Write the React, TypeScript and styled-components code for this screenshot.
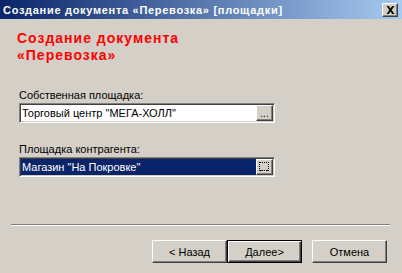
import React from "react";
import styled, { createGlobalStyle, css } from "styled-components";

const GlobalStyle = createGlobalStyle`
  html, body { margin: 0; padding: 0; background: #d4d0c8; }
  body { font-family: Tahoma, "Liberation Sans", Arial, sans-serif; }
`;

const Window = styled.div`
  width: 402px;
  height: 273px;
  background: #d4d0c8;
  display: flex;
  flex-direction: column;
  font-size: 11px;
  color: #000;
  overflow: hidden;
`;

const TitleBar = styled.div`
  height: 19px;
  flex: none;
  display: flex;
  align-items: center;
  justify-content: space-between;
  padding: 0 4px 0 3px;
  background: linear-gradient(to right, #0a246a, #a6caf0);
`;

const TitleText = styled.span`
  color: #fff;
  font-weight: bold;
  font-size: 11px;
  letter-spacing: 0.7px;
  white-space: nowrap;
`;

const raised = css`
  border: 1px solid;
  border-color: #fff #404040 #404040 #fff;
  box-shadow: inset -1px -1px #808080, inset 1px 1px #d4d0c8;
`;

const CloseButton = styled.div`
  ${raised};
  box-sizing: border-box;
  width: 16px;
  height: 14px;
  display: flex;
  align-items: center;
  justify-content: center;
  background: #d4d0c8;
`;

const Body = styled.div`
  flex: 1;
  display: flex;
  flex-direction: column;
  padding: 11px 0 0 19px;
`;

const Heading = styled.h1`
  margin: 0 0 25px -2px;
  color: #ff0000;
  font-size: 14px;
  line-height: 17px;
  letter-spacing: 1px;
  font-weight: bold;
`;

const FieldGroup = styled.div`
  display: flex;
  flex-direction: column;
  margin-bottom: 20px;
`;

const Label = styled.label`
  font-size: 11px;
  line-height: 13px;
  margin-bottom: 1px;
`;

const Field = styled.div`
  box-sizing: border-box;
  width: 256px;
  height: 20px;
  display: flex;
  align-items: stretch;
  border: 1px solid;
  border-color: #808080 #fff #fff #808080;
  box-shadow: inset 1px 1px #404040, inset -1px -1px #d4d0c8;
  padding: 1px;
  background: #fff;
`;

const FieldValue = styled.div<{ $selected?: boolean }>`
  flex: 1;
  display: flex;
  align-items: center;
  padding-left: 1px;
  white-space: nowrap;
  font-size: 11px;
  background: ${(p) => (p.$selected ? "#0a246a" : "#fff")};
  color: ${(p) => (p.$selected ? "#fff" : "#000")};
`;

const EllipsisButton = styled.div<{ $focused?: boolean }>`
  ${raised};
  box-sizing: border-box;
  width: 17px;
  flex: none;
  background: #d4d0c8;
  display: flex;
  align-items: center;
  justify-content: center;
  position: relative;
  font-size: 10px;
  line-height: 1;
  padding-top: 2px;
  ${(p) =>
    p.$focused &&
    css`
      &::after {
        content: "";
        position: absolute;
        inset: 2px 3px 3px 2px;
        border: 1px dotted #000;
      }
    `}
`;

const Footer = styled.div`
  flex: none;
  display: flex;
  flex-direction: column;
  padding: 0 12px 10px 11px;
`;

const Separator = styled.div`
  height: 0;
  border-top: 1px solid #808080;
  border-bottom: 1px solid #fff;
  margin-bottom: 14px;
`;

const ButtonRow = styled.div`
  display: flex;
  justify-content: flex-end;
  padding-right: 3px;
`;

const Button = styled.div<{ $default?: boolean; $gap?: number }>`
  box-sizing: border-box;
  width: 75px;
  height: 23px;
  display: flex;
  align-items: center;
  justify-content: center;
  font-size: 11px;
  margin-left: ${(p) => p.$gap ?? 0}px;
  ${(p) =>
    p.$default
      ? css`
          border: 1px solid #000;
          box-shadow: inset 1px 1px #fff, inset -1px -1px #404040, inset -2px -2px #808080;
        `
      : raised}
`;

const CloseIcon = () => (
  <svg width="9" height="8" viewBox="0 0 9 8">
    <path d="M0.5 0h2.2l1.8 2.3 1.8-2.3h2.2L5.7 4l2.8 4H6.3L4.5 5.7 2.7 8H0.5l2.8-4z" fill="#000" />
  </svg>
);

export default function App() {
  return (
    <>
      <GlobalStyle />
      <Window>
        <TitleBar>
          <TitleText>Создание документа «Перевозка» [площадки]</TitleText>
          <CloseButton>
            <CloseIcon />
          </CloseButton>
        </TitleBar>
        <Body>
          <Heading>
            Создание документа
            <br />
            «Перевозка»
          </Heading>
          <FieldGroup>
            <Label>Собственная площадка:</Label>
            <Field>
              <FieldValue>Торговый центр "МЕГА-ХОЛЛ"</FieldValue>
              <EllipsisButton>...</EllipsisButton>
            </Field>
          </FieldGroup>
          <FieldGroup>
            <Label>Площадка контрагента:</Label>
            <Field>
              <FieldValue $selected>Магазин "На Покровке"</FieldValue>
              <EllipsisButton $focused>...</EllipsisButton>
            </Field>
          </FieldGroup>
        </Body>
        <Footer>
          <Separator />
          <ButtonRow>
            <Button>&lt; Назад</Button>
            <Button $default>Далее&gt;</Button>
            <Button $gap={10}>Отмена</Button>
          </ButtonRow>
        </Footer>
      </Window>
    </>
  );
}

************

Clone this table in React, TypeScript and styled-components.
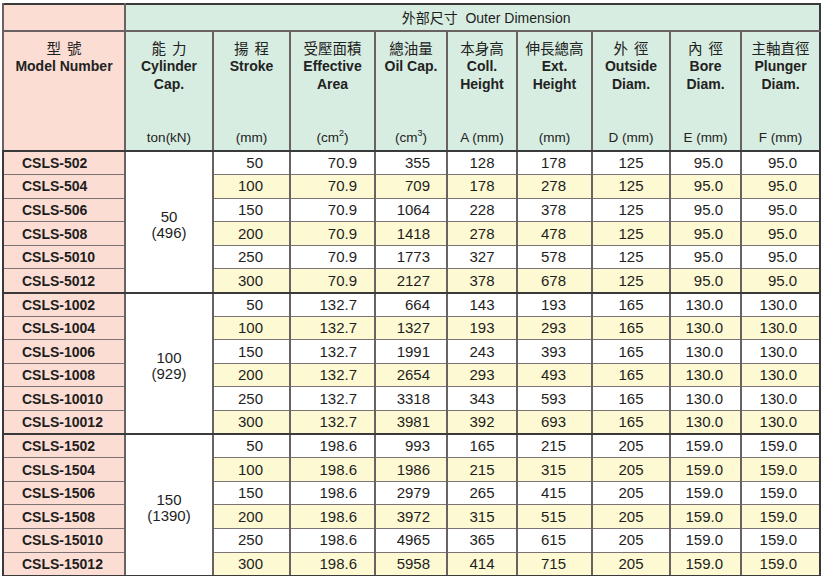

************

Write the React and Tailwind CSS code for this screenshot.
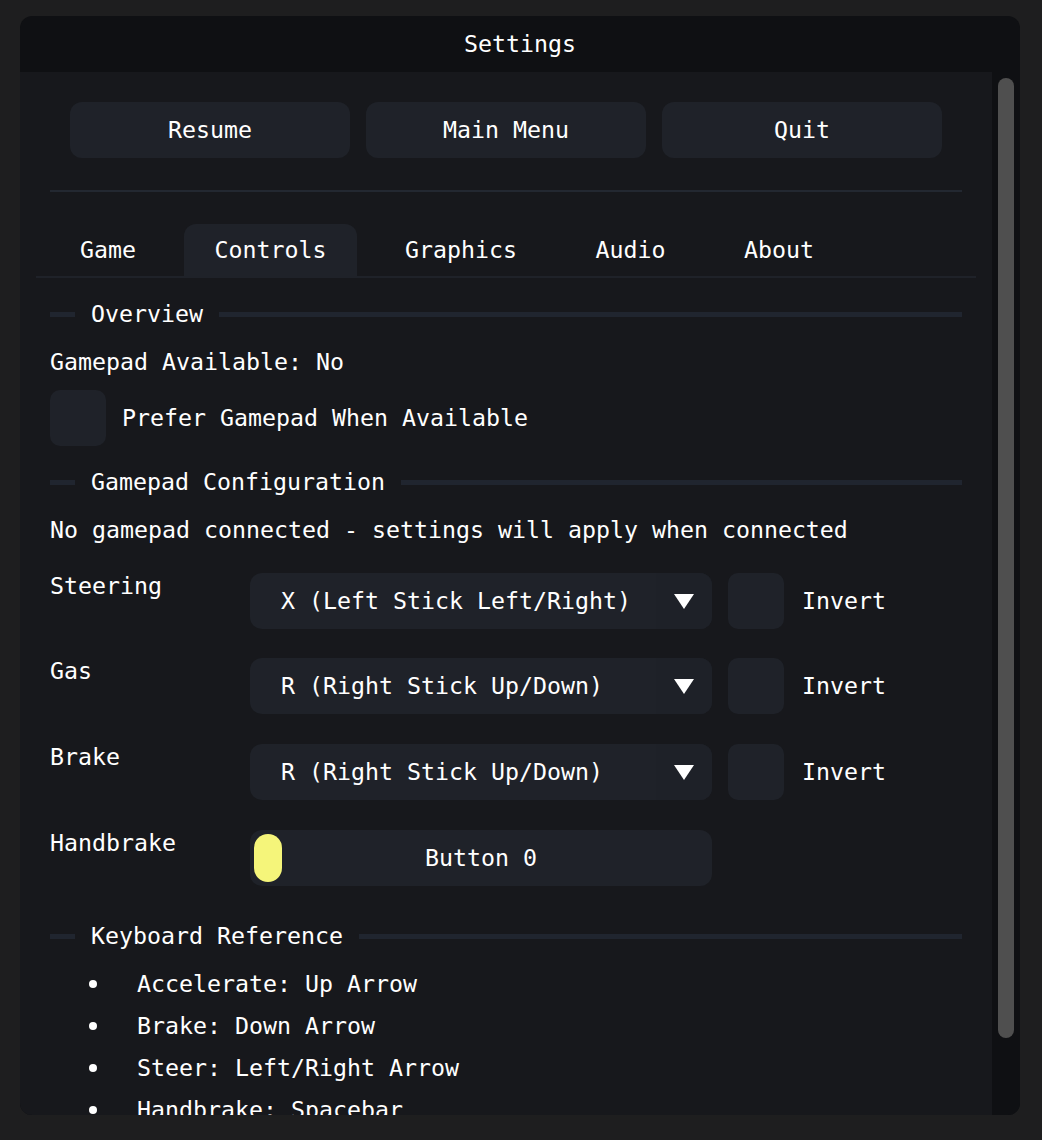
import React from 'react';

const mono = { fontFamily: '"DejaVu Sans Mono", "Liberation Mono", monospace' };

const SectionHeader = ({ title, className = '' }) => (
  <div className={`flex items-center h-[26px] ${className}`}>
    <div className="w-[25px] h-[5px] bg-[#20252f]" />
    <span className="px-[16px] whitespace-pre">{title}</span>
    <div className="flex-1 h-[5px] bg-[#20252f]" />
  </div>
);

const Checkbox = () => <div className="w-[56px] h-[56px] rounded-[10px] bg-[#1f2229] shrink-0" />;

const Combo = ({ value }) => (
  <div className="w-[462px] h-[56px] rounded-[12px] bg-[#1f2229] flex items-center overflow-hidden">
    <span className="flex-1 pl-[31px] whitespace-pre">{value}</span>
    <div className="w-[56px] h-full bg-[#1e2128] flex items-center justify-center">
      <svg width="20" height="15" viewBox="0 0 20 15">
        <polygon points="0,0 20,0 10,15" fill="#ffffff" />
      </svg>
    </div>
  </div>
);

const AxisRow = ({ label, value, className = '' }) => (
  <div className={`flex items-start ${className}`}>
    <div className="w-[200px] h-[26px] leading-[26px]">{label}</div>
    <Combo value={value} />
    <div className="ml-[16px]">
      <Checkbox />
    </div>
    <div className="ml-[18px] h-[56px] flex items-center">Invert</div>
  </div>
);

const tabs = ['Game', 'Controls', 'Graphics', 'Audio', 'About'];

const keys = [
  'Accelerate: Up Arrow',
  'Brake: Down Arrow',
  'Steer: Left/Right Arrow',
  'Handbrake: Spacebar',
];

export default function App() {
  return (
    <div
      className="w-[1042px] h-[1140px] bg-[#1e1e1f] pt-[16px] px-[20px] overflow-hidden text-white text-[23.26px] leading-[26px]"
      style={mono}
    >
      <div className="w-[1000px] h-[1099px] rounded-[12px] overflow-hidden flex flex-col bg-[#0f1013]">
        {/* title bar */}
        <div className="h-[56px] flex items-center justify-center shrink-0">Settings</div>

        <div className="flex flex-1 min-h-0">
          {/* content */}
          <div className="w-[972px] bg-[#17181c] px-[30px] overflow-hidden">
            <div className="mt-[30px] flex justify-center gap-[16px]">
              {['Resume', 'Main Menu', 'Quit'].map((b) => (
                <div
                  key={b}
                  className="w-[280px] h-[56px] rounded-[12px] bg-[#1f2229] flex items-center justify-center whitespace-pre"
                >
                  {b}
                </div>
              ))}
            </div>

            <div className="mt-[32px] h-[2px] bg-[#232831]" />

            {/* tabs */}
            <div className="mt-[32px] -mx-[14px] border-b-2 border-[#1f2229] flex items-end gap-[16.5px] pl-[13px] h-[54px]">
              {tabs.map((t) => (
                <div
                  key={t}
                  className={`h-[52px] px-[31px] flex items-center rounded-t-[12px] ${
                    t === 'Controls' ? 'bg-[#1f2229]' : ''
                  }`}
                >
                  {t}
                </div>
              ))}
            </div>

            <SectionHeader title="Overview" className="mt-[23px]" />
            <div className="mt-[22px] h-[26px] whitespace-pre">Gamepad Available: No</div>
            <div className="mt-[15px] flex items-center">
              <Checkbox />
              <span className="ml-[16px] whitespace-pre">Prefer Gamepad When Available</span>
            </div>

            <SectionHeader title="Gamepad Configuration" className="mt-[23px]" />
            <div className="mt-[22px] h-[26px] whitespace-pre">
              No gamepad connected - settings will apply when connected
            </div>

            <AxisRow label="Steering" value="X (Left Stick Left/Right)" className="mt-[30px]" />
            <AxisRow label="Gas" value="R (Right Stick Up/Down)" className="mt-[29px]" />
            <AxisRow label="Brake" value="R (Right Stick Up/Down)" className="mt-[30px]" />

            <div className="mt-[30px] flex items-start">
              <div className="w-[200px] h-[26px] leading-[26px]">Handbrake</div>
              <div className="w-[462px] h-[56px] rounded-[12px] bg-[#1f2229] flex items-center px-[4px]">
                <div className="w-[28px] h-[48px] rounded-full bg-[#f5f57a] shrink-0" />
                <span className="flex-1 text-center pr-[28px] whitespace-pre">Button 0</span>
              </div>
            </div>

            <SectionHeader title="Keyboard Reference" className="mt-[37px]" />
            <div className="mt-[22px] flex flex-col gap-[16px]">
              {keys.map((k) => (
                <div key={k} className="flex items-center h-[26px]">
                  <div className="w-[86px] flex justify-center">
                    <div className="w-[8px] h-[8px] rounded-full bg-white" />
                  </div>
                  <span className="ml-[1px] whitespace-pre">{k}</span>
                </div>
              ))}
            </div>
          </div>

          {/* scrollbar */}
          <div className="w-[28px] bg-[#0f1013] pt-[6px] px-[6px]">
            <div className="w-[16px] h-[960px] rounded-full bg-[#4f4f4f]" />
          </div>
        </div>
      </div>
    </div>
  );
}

************

## WHAT THE TASK ASKS
Read the data above. Pull out each line in which the string "code" appears.

## RESPONSE
Write the React, TypeScript and styled-components code for this screenshot.
Write the React and Tailwind CSS code for this screenshot.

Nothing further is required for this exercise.